Nicholas encontró un compartimiento vacío y corrió la cortina sobre el vidrio biselado de la puerta interna para desalentar a los desconocidos. Se repantigó en la mullida tapicería. En esa atmósfera cálida, con luz de gas, aroma a polvo, cigarros, café y tela gastada, comprendió que también él estaba exhausto.

—Me pregunto si el coche comedor aún tendrá esas tartas de crema —dijo Madeline, sentándose junto a él.

Nicholas la miró afectuosamente. Y esa mujer tenía el descaro de sugerir que él estaba alejado de la realidad. Sacó el libro del bolsillo y se lo entregó.

—No permitas que esto te arruine el paseo.

Había doblado la esquina de la página del grabado de Constant Macob. Ella lo miró, y leyó el texto.

Nicholas frotó la ventanilla empañada para mirar el caos del andén, que poco a poco se despejaba. Había leído el texto antes, mientras esperaba a Madeline en la estación. Describía breve y quizá erradamente la historia de Constant Macob, el hechicero cuyos experimentos con la nigromancia habían transformado esa rama despreciada y poco tolerada de la hechicería en un delito capital. Delito capital... si es que sobrevives hasta el juicio, pensó Nicholas. En el pasado, turbas callejeras habían colgado a varios hechiceros, muchos de ellos quizá inocentes, antes de que se pudieran investigar las acusaciones. Madeline cerró el libro y se lo devolvió.

—El amigo del doctor Octave está imitando al tal Constant Macob.

—Sí, o cree que es Constant Macob. Está practicando la peor clase de nigromancia, los hechizos que requieren dolor o una muerte humana, como hacía Macob. Escoge sus víctimas entre los más pobres, quizá con la creencia de que nadie reparará en las desapariciones, como hacía Macob. Como Macob, ignora la diferencia entre los mendigos y la clase trabajadora pobre, y en ocasiones toma a una respetable costurera o los hijos de un obrero y llega a las páginas de los periódicos. —Nicholas se apartó de la ventanilla—. El inspector Ronsarde debe de estar a punto de encontrarlo.

—Sí, observaba al doctor Octave en la mansión Gabrill y envió al doctor Halle a la morgue a examinar a ese muchacho ahogado. Ha estudiado los delitos históricos, ¿verdad? Debe de haber investigado todas las desapariciones denunciadas a la Prefectura, y reconoció el método de Macob.
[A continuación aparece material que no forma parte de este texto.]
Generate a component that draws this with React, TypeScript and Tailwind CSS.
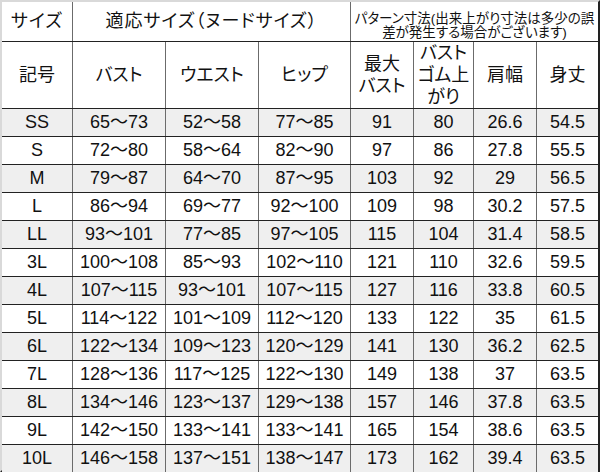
const rows: string[][] = [
  ["SS", "65～73", "52～58", "77～85", "91", "80", "26.6", "54.5"],
  ["S", "72～80", "58～64", "82～90", "97", "86", "27.8", "55.5"],
  ["M", "79～87", "64～70", "87～95", "103", "92", "29", "56.5"],
  ["L", "86～94", "69～77", "92～100", "109", "98", "30.2", "57.5"],
  ["LL", "93～101", "77～85", "97～105", "115", "104", "31.4", "58.5"],
  ["3L", "100～108", "85～93", "102～110", "121", "110", "32.6", "59.5"],
  ["4L", "107～115", "93～101", "107～115", "127", "116", "33.8", "60.5"],
  ["5L", "114～122", "101～109", "112～120", "133", "122", "35", "61.5"],
  ["6L", "122～134", "109～123", "120～129", "141", "130", "36.2", "62.5"],
  ["7L", "128～136", "117～125", "122～130", "149", "138", "37", "63.5"],
  ["8L", "134～146", "123～137", "129～138", "157", "146", "37.8", "63.5"],
  ["9L", "142～150", "133～141", "133～141", "165", "154", "38.6", "63.5"],
  ["10L", "146～158", "137～151", "138～147", "173", "162", "39.4", "63.5"],
];

const widths = ["w-[71px]", "w-[93px]", "w-[93px]", "w-[92px]", "w-[63px]", "w-[60px]", "w-[63px]", "flex-1"];

const cell = "flex items-center justify-center text-center border-r border-r-[#6b6b6b] last:border-r-0 shrink-0";

export default function App() {
  return (
    <div
      className="w-[600px] h-[472px] flex flex-col bg-white text-[#111] border-t-2 border-l-2 border-t-[#d9d9d9] border-l-[#d9d9d9] border-r-2 border-b-2 border-r-[#222] border-b-[#222] [font-feature-settings:'palt']"
      style={{ fontFamily: '"Liberation Sans", "Noto Sans CJK JP", sans-serif' }}
    >
      {/* header row 1 */}
      <div className="flex h-[40px] shrink-0 border-b border-b-[#222]">
        <div className={`${cell} w-[71px] text-[18px] tracking-[1px]`}>サイズ</div>
        <div className={`${cell} w-[278px] text-[18px] tracking-[1px]`}>適応サイズ（ヌードサイズ）</div>
        <div className={`${cell} flex-1 text-[13.5px] leading-[14px] pt-[8px]`}>
          パターン寸法(出来上がり寸法は多少の誤
          <br />
          差が発生する場合がございます)
        </div>
      </div>
      {/* header row 2 */}
      <div className="flex h-[67px] shrink-0 border-b border-b-[#222] text-[18px]">
        <div className={`${cell} ${widths[0]}`}>記号</div>
        <div className={`${cell} ${widths[1]}`}>バスト</div>
        <div className={`${cell} ${widths[2]}`}>ウエスト</div>
        <div className={`${cell} ${widths[3]}`}>ヒップ</div>
        <div className={`${cell} ${widths[4]} leading-[22px]`}>
          最大
          <br />
          バスト
        </div>
        <div className={`${cell} ${widths[5]} leading-[22px]`}>
          バスト
          <br />
          ゴム上
          <br />
          がり
        </div>
        <div className={`${cell} ${widths[6]}`}>肩幅</div>
        <div className={`${cell} ${widths[7]}`}>身丈</div>
      </div>
      {/* data */}
      <div className="flex-1 flex flex-col">
        {rows.map((r, i) => (
          <div
            key={r[0]}
            className={`flex flex-1 text-[18px] ${i > 0 ? "border-t border-t-[#222]" : ""} ${i % 2 === 0 ? "bg-[#efefef]" : "bg-white"}`}
          >
            {r.map((v, j) => (
              <div key={j} className={`${cell} ${widths[j]}`}>
                {v}
              </div>
            ))}
          </div>
        ))}
      </div>
    </div>
  );
}
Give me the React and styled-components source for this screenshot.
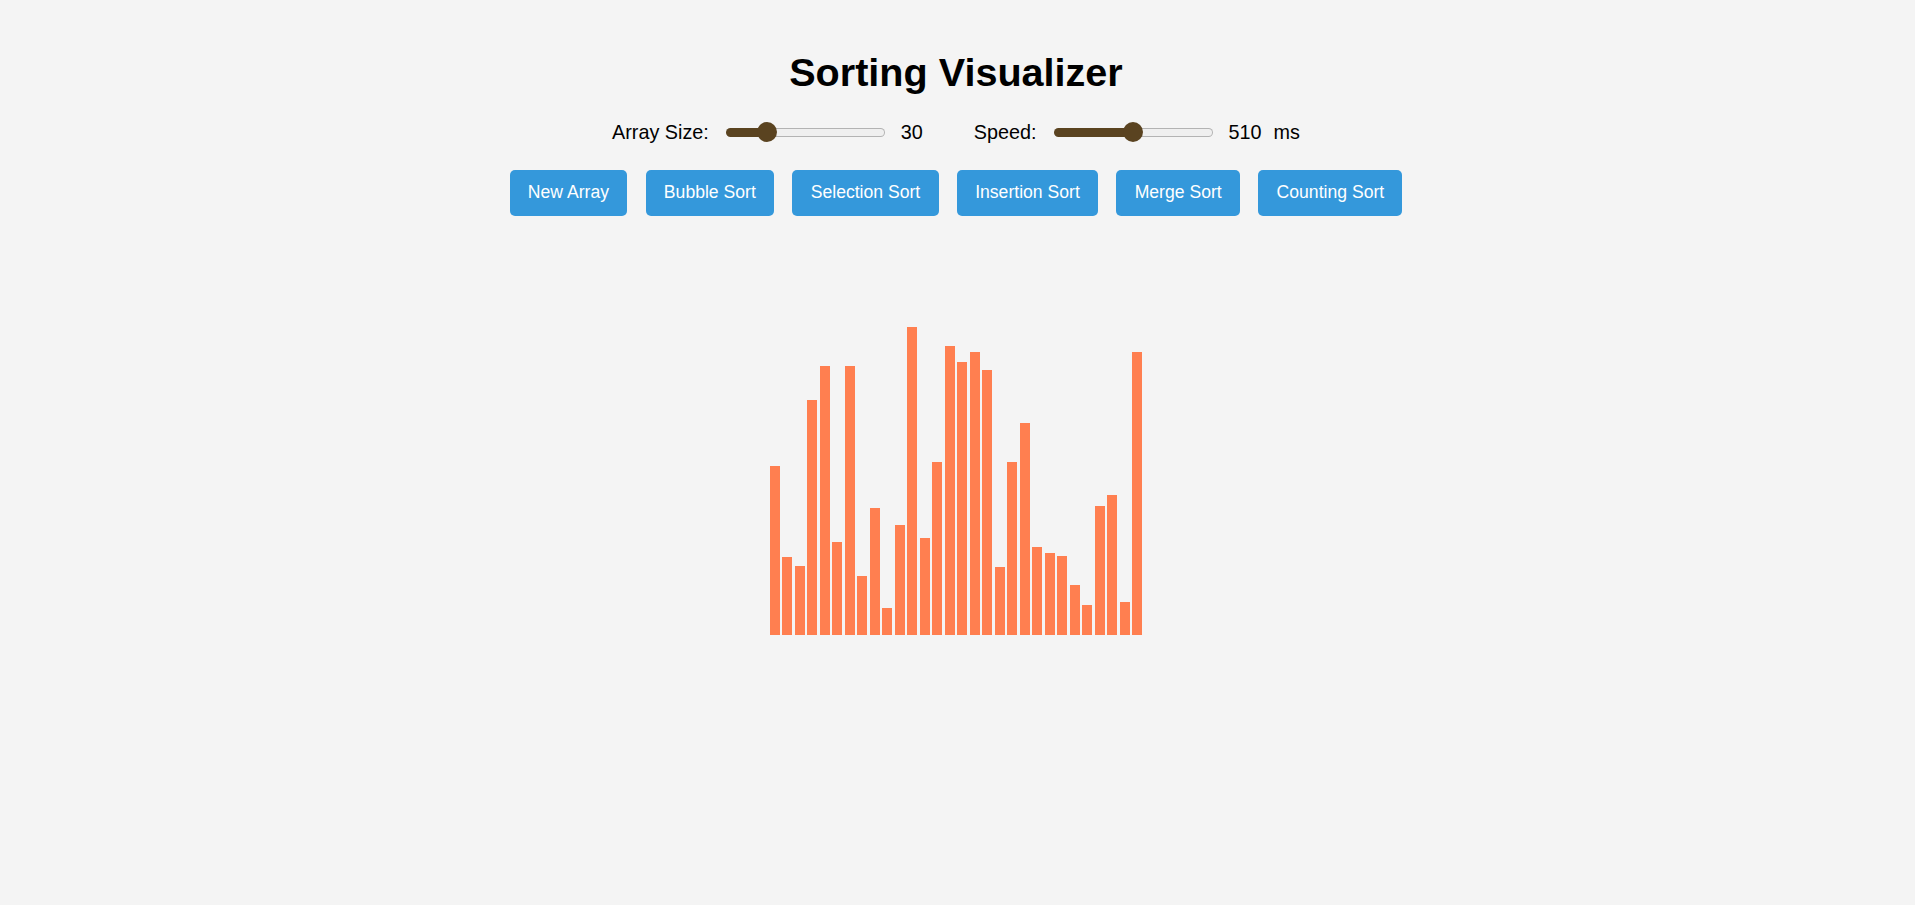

Eso significa...

—Que está a un paso de nosotros. Cuando atrape a Octave, el doctor cantará todo lo que sabe sobre nosotros. Y si Ronsarde se entera de que Octave está relacionado con la criatura que destruyó la casa de la plaza Leteo, es posible que lo atrape esta noche...

—Y no podemos deshacernos de Octave mientras su nigromante lo defienda. —Madeline tamborileó con impaciencia en el asiento.

—Después de lo que vimos esta noche, no podemos correr ese riesgo sin ayuda. El hechicero podría valerse de Octave y el artilugio de Edouard para comunicarse con Macob... Quizá sólo crea que se comunica con Macob, pero lo otro explicaría sus conocimientos sobre nigromancia... —Sacudió la cabeza—. Si puedo deshacerme de este Envío...

Madeline se reclinó en el asiento, mirando el vacío. En el andén sonaron silbatos y campanillas y el compartimiento se zarandeó cuando la locomotora arrancó.

—¿Por qué no le hablaste a Reynard de esto?

—Si el Envío nos sigue hasta Lodun y nos mata, no quiero que él trate de vengarnos.

—Entonces no habrá nadie que los detenga —protestó Madeline, desechando la idea de su propia muerte.

—Sí... Ronsarde y Halle los detendrán.

—Para ser tus enemigos acérrimos, tienes mucha fe en Ronsarde y Halle.

—Hay enemigos y enemigos —dijo Nicholas—. Veamos si el comedor aún tiene las tartas de crema.